Gargoyle can play games for several authoring systems besides TADS. Gargoyle also has some special typography features designed to enhance its visual appeal. You might find Gargoyle especially convenient if you play games from several systems. However, be aware that Gargoyle doesn't currently support any multimedia TADS features - it's a text-only TADS interpreter.

(You might also come across WinTADS if you're searching the IF Archive or other download sites. This is an older text-only version for Windows that is no longer supported.)

Which interpreter should I use on Mac OS X?

CocoaTADS and QTads are full Multimedia TADS interpreters for Mac OS X.

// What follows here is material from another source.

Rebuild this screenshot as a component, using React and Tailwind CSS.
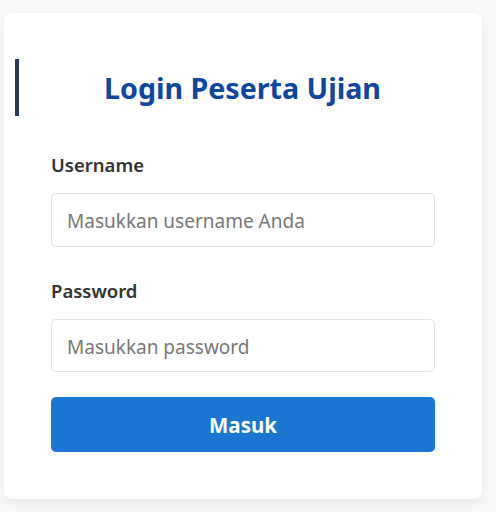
import React from "react";

export default function App() {
  return (
    <div className="w-[496px] h-[512px] bg-[#f7f8f9] pt-[13px] pl-[4px]" style={{ fontFamily: '"Noto Sans", "Open Sans", sans-serif' }}>
      <div className="w-[478px] h-[486px] bg-white rounded-[8px] shadow-[0_4px_12px_rgba(0,0,0,0.06)] px-[47px] pt-[46px] flex flex-col">
        <h2 className="-mx-[36px] h-[57px] border-l-4 border-[#2c3e50] flex items-center justify-center text-[28.6px] font-bold text-[#0d47a1] leading-none pt-[1px] pr-[5px]">
          Login Peserta Ujian
        </h2>
        <label className="mt-[37px] block text-[18.5px] leading-[24px] font-semibold text-[#333]">Username</label>
        <div className="mt-[16px] h-[54px] border border-[#e2e2e2] rounded-[5px] flex items-center px-[15px] pt-[3px] text-[19px] text-[#777]">
          Masukkan username Anda
        </div>
        <label className="mt-[32px] block text-[18.5px] leading-[24px] font-semibold text-[#333]">Password</label>
        <div className="mt-[16px] h-[53px] border border-[#e2e2e2] rounded-[5px] flex items-center px-[15px] pt-[3px] text-[19px] text-[#777]">
          Masukkan password
        </div>
        <button className="mt-[25px] h-[55px] w-full rounded-[5px] bg-[#1976d2] text-white text-[20.5px] font-bold pt-[1px]">
          Masuk
        </button>
      </div>
    </div>
  );
}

Zoom and Spatterlight can play games for several authoring systems besides TADS. You might find a multi-system interpreter especially convenient if you play games from several systems. However, be aware that neither Zoom nor Spatterlight currently support any multimedia TADS features - they're both text-only TADS interpreters.

(You might also encounter MacTADS if you're searching the IF Archive or other download sites. This is an older text-only Mac interpreter that is no longer supported.)

Which interpreter should I use on Linux/Unix?

If you're running a GUI desktop or X Windows, QTads is the best bet, because it has full multimedia support. If your system is strictly text-based, use FrobTADS.

Which compiler do I use to write HTML TADS games?

There's only one TADS compiler - you use the same version to write text-only and multimedia games. There's absolutely no difference in the TADS tool set for text vs multimedia; it's just a matter of writing the extra multimedia formatting instructions in your game's source code.